The third and final part draws on examples from countries around the Mekong Delta—Laos, Thailand, and Cambodia—looking at rural community movements that fight for economic survival and resist exploitation and dispossession by the state and a global economy. Koya Nobuko looks at the Inpaeng Network as spreading the idea of an “agriculture for living” (p. 213), or integrated farming and sustainable agriculture, in resistance to the profit-driven farming of the globalized market economy. While the network was established in resistance to the global economy, Koya argues that integrated farming does not function in complete rejection of the globalized market economy but that through integrated farming the Inpaeng Network is able to resist dependency on it. Nakata Tomoko similarly focuses on farming practices of rural communities and their challenges from national and global structures of domination. With economic restructuring driven by the state in Laos, Nakata argues, economic disparity has been brought to villages, increasingly defining social relations in terms of money. Taking the example of villagers’ irregular practices of land acquisition and bridge building, Nakata demonstrates that villagers’ creative reactions to economic deprivation speak to the dynamic character of community movements. Villagers make use of but also resist the effects that national and global power structures produce on their livelihoods. In the final chapter, Abe Toshihiro turns to collective action in Cambodian land rights movements showing that farmers use global pop culture, social media, and international organizations to fight against their dispossession by state policies and projects that on the surface promote development. All the while, farmers learn from failed attempts of resistance and improve their strategies as they face aggressive repression through state violence.

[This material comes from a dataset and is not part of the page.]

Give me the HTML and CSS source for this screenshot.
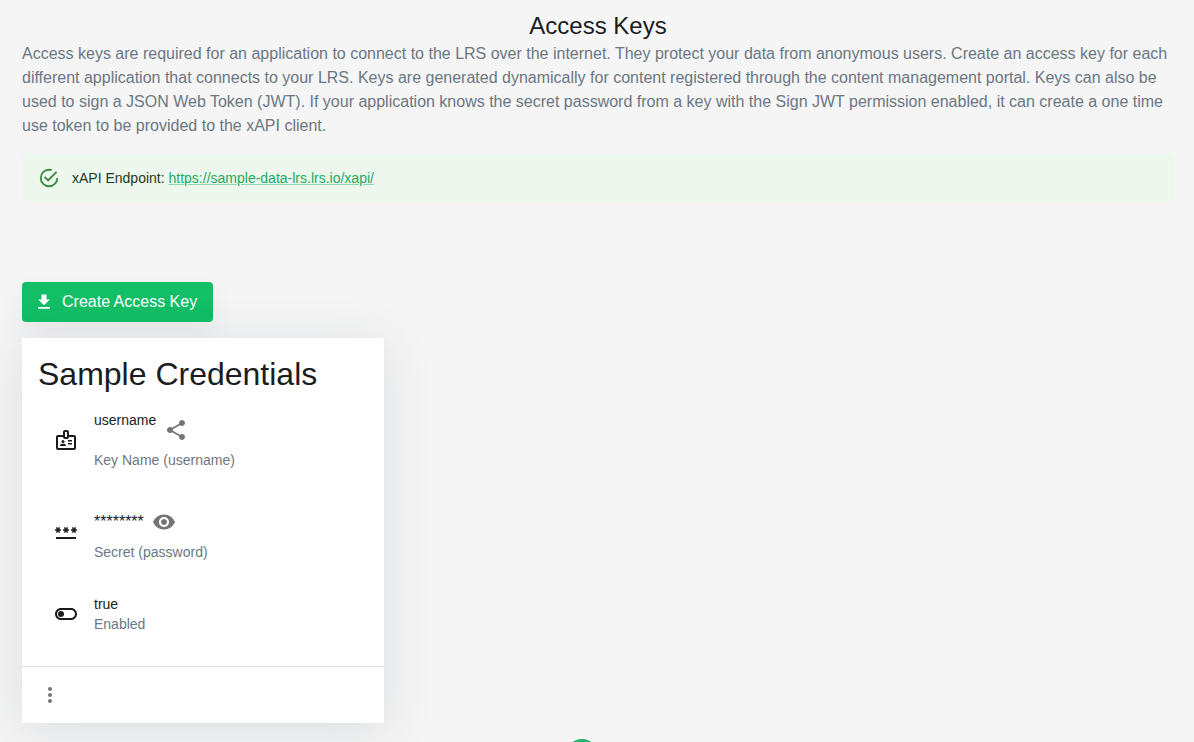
FILE: index.html
```html
<!DOCTYPE html>
<html lang="en">
<head>
<meta charset="utf-8">
<meta name="viewport" content="width=device-width, initial-scale=1">
<title>Access Keys</title>
<link rel="stylesheet" href="styles.css">
</head>
<body>
<main class="page">
  <h1 class="page-title">Access Keys</h1>
  <p class="intro">Access keys are required for an application to connect to the LRS over the internet. They protect your data from anonymous users. Create an access key for each different application that connects to your LRS. Keys are generated dynamically for content registered through the content management portal. Keys can also be used to sign a JSON Web Token (JWT). If your application knows the secret password from a key with the Sign JWT permission enabled, it can create a one time use token to be provided to the xAPI client.</p>

  <div class="alert">
    <svg class="alert-icon" viewBox="0 0 24 24" aria-hidden="true"><path d="M20,12A8,8 0 0,1 12,20A8,8 0 0,1 4,12A8,8 0 0,1 12,4C12.76,4 13.5,4.11 14.2,4.31L15.77,2.74C14.61,2.26 13.34,2 12,2A10,10 0 0,0 2,12A10,10 0 0,0 12,22A10,10 0 0,0 22,12M7.91,10.08L6.5,11.5L11,16L21,6L19.59,4.58L11,13.17L7.91,10.08Z"/></svg>
    <div>xAPI Endpoint: <a class="link" href="https://sample-data-lrs.lrs.io/xapi/">https://sample-data-lrs.lrs.io/xapi/</a></div>
  </div>

  <button class="create-button" type="button">
    <svg class="create-icon" viewBox="0 0 24 24" aria-hidden="true"><path d="M19 9h-4V3H9v6H5l7 7 7-7zM5 18v2h14v-2H5z"/></svg>
    Create Access Key
  </button>

  <section class="card">
    <div class="card-body">
      <h2 class="card-title">Sample Credentials</h2>
      <ul class="fields">
        <li class="field">
          <svg class="icon" viewBox="0 0 24 24" aria-hidden="true"><path fill-rule="evenodd" d="M20 7h-5V4c0-1.1-.9-2-2-2h-2c-1.1 0-2 .9-2 2v3H4c-1.1 0-2 .9-2 2v11c0 1.1.9 2 2 2h16c1.1 0 2-.9 2-2V9c0-1.1-.9-2-2-2zm-9-3h2v5h-2V4zm9 16H4V9h5c0 1.1.9 2 2 2h2c1.1 0 2-.9 2-2h5v11z"/><circle cx="9" cy="13.5" r="1.5"/><path d="M11.08 16.18C10.44 15.9 9.74 15.75 9 15.75s-1.44.15-2.08.43c-.56.24-.92.78-.92 1.39V18h6v-.43c0-.61-.36-1.15-.92-1.39zM14 15h4v1.5h-4zM14 12h4v1.5h-4z"/></svg>
          <div>
            <div class="value value-top">username
              <button class="icon-button" type="button" aria-label="Share">
                <svg class="icon" viewBox="0 0 24 24" aria-hidden="true"><path d="M18 16.08c-.76 0-1.44.3-1.96.77L8.91 12.7c.05-.23.09-.46.09-.7s-.04-.47-.09-.7l7.05-4.11c.54.5 1.25.81 2.04.81 1.66 0 3-1.34 3-3s-1.34-3-3-3-3 1.34-3 3c0 .24.04.47.09.7L8.04 9.81C7.5 9.31 6.79 9 6 9c-1.66 0-3 1.34-3 3s1.34 3 3 3c.79 0 1.5-.31 2.04-.81l7.12 4.16c-.05.21-.08.43-.08.65 0 1.61 1.31 2.92 2.92 2.92s2.92-1.31 2.92-2.92-1.31-2.92-2.92-2.92z"/></svg>
              </button>
            </div>
            <div class="caption">Key Name (username)</div>
          </div>
        </li>
        <li class="field">
          <svg class="icon" viewBox="0 0 24 24" aria-hidden="true"><path d="M2 17h20v2H2v-2zm1.15-4.05L4 11.47l.85 1.48 1.3-.75-.85-1.48H7v-1.5H5.3l.85-1.47L4.85 7 4 8.47 3.15 7l-1.3.75.85 1.47H1v1.5h1.7l-.85 1.48 1.3.75zm6.7-.75l1.3.75.85-1.48.85 1.48 1.3-.75-.85-1.48H15v-1.5h-1.7l.85-1.47-1.3-.75L12 8.47 11.15 7l-1.3.75.85 1.47H9v1.5h1.7l-.85 1.48zM23 9.22h-1.7l.85-1.47-1.3-.75L20 8.47 19.15 7l-1.3.75.85 1.47H17v1.5h1.7l-.85 1.48 1.3.75.85-1.48.85 1.48 1.3-.75-.85-1.48H23v-1.5z"/></svg>
          <div>
            <div class="value value-secret">********
              <button class="icon-button" type="button" aria-label="Show secret">
                <svg class="icon" viewBox="0 0 24 24" aria-hidden="true"><path d="M12 4.5C7 4.5 2.73 7.61 1 12c1.73 4.39 6 7.5 11 7.5s9.27-3.11 11-7.5c-1.73-4.39-6-7.5-11-7.5zM12 17c-2.76 0-5-2.24-5-5s2.24-5 5-5 5 2.24 5 5-2.24 5-5 5zm0-8c-1.66 0-3 1.34-3 3s1.34 3 3 3 3-1.34 3-3-1.34-3-3-3z"/></svg>
              </button>
            </div>
            <div class="caption">Secret (password)</div>
          </div>
        </li>
        <li class="field">
          <svg class="icon" viewBox="0 0 24 24" aria-hidden="true"><path fill-rule="evenodd" d="M17 6H7c-3.31 0-6 2.69-6 6s2.69 6 6 6h10c3.31 0 6-2.69 6-6s-2.69-6-6-6zm0 10H7c-2.21 0-4-1.79-4-4s1.79-4 4-4h10c2.21 0 4 1.79 4 4s-1.79 4-4 4z"/><circle cx="7" cy="12" r="3"/></svg>
          <div>
            <div class="value">true</div>
            <div class="caption">Enabled</div>
          </div>
        </li>
      </ul>
    </div>
    <div class="card-actions">
      <button class="icon-button" type="button" aria-label="More actions">
        <svg class="icon" viewBox="0 0 24 24" aria-hidden="true"><path d="M12 8c1.1 0 2-.9 2-2s-.9-2-2-2-2 .9-2 2 .9 2 2 2zm0 2c-1.1 0-2 .9-2 2s.9 2 2 2 2-.9 2-2-.9-2-2-2zm0 6c-1.1 0-2 .9-2 2s.9 2 2 2 2-.9 2-2-.9-2-2-2z"/></svg>
      </button>
    </div>
  </section>
</main>
<div class="floating-dot"></div>
</body>
</html>
```
FILE: styles.css
```css
* {
  box-sizing: border-box;
}

body {
  margin: 0;
  background: #f5f5f5;
  color: #1a1c1e;
  font-family: "Liberation Sans", Arial, sans-serif;
  font-size: 14px;
  line-height: 20px;
}

button {
  border: 0;
  font-family: inherit;
  cursor: pointer;
}

.page {
  display: flex;
  flex-direction: column;
  align-items: flex-start;
  min-height: 100vh;
  padding: 10px 20px 16px 22px;
}

.page-title {
  align-self: stretch;
  margin: 0;
  font-size: 24px;
  font-weight: 400;
  line-height: 32px;
  text-align: center;
}

.intro {
  margin: 0 0 16px;
  color: #6b7783;
  font-size: 16px;
  line-height: 24px;
}

.alert {
  display: flex;
  align-self: stretch;
  align-items: center;
  gap: 12px;
  min-height: 48px;
  margin-bottom: 80px;
  padding: 8px 16px;
  border-radius: 4px;
  background: #edf7ed;
  color: #1e3a20;
}

.alert-icon {
  flex: none;
  width: 22px;
  height: 22px;
  fill: #3a8a40;
}

.link {
  color: #21ab62;
  text-decoration-color: #90d5b1;
}

.create-button {
  display: flex;
  align-items: center;
  gap: 8px;
  min-height: 40px;
  margin-bottom: 16px;
  padding: 8px 16px 8px 12px;
  border-radius: 4px;
  background: #12be66;
  box-shadow: 0 12px 28px rgba(40, 55, 80, 0.06);
  color: #fff;
  font-size: 16px;
  line-height: 24px;
}

.create-icon {
  width: 20px;
  height: 20px;
  fill: currentColor;
}

.card {
  width: 100%;
  max-width: 362px;
  background: #fff;
  box-shadow: 0 8px 48px rgba(40, 55, 80, 0.12);
}

.card-body {
  padding: 16px;
}

.card-title {
  margin: 0;
  font-size: 32px;
  font-weight: 400;
  line-height: 40px;
}

.fields {
  margin: 0;
  padding: 0;
  list-style: none;
}

.field {
  display: flex;
  align-items: center;
  gap: 16px;
  padding: 16px;
}

.icon {
  display: block;
  flex: none;
  width: 24px;
  height: 24px;
  fill: currentColor;
}

.value {
  display: flex;
  align-items: center;
}

.value-top {
  align-items: flex-start;
}

.value-secret {
  font-size: 16px;
}

.caption {
  color: #6b7783;
}

.icon-button {
  padding: 8px;
  border-radius: 50%;
  background: transparent;
  color: #757575;
}

.card-actions {
  display: flex;
  padding: 8px;
  border-top: 1px solid #e0e0e0;
}

.floating-dot {
  position: fixed;
  bottom: -29px;
  left: calc(50% - 31px);
  width: 32px;
  height: 32px;
  border-radius: 50%;
  background: #21b368;
}
```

While the volume begins with a chapter that binds together the different chapters to consolidate Nishii and Tanabe’s theorization of community movements, it does not offer a concluding chapter, effectively escaping a rigid conceptualization and opening the possibility of further thinking about the essential absence of a “pre-existing organic wholeness” (p. 9) to community movements. Nevertheless, the book offers coherence, as all the contributors draw on the theorization of community movements outlined in the introduction. Through thick ethnographic descriptions and rich empirical materials from their fields, the contributing authors emphasize the everyday workings and forms of resistance to hegemonic powers through subjectivation, which allows for “creating or reproducing other kinds of hegemony” (p. 49) rather than acting solely in a mode of simple opposition, refusal, and rejection. Despite focusing on the daily lives of their participants, none of the contributors loses sight of the fact that community movements in Southeast Asia commonly face a repressive, violent state apparatus or other hegemon. By tracing the role of individuals participating in, transforming, or leaving a community movement, the contributors demonstrate the assemblage character of these movements. They draw out the dynamism and fluidity of individual actants gaining, holding, and losing power in their relations with one another. The book, hence, successfully illustrates the micropolitics and complex relations of power. Individual actors no longer appear entirely helpless against a dominating nation-state but as active participants in a collective reacting to sovereign power.

However, at times the strong focus on thick description and alignment with the editors’ theorization of community movement lacks forthright engagement, discussion, and critique of it. It is not always entirely clear how far the chapters work with the concept in more depth, contributing to and expanding on its theorization. In general, the volume could have benefited from a broader discussion of the contributors’ understanding of community movements to clarify their distinction from new social movements. As it is, the contributors’ claim that community movements are defined by heterogeneity, in contrast to (new) social movements that are based on homogeneity, appears a bit vague. I understand that the contributors focus on the heterogeneous elements and the fluid constitution of community movements. However, this focus also leads to a lack of acknowledgment of the homogenizing dynamics in such movements. Although most contributors write that the community movements they studied are not driven by any pre-existing homogenous sense of community, many of them are based in an ethnic or religious sense of community, of sharing collectivity through common village structures or political (past) alliances that make them become part of the assemblage. From the empirical data offered by most contributors, some of the community movements are clearly based on the creation of homogeneity by glossing over differences (and therewith the heterogeneity of their members) as these are potentially disruptive. Kubo, for example, describes the ambiguous and ambivalent relationship of heterogeneity and homogeneity in community movements. When he writes that the script movement of the Kayah people shows that they are not a homogenous ethnie but that they dream of becoming one, unified through a common language and script, he does not show only their heterogeneity but also their desire for homogeneity—for a certain level of commonsensus. As such, it appears to me, community movements are not so much defined by heterogeneity as by the dynamics between members’ heterogeneity and the homogenizing processes they are involved in. This dialectic and its ambivalence can be traced by the contributing authors’ understanding of community movements and their collectivity as being un/made by individuals who find themselves in an assemblage.

Hence, while the strong focus on community movements as heterogeneous assemblages constitutes a moment of potential criticism, it also constitutes the book’s strength as it revives the question of what constitutes a community and its movement. In shining a light on this question through rich empirical data, the edited volume becomes an intriguing read. It puts forward the important suggestion to understand community movements as constituted of assemblages of heterogeneous actors involved in power struggles, whereby their sense of collectivity is not simply oppositional to hegemonic power but also constitutes an opportunity for the actors’ subjectivation. This bottom line offers a new avenue into studying community movements in relation to repressive and violent governments and other hegemons.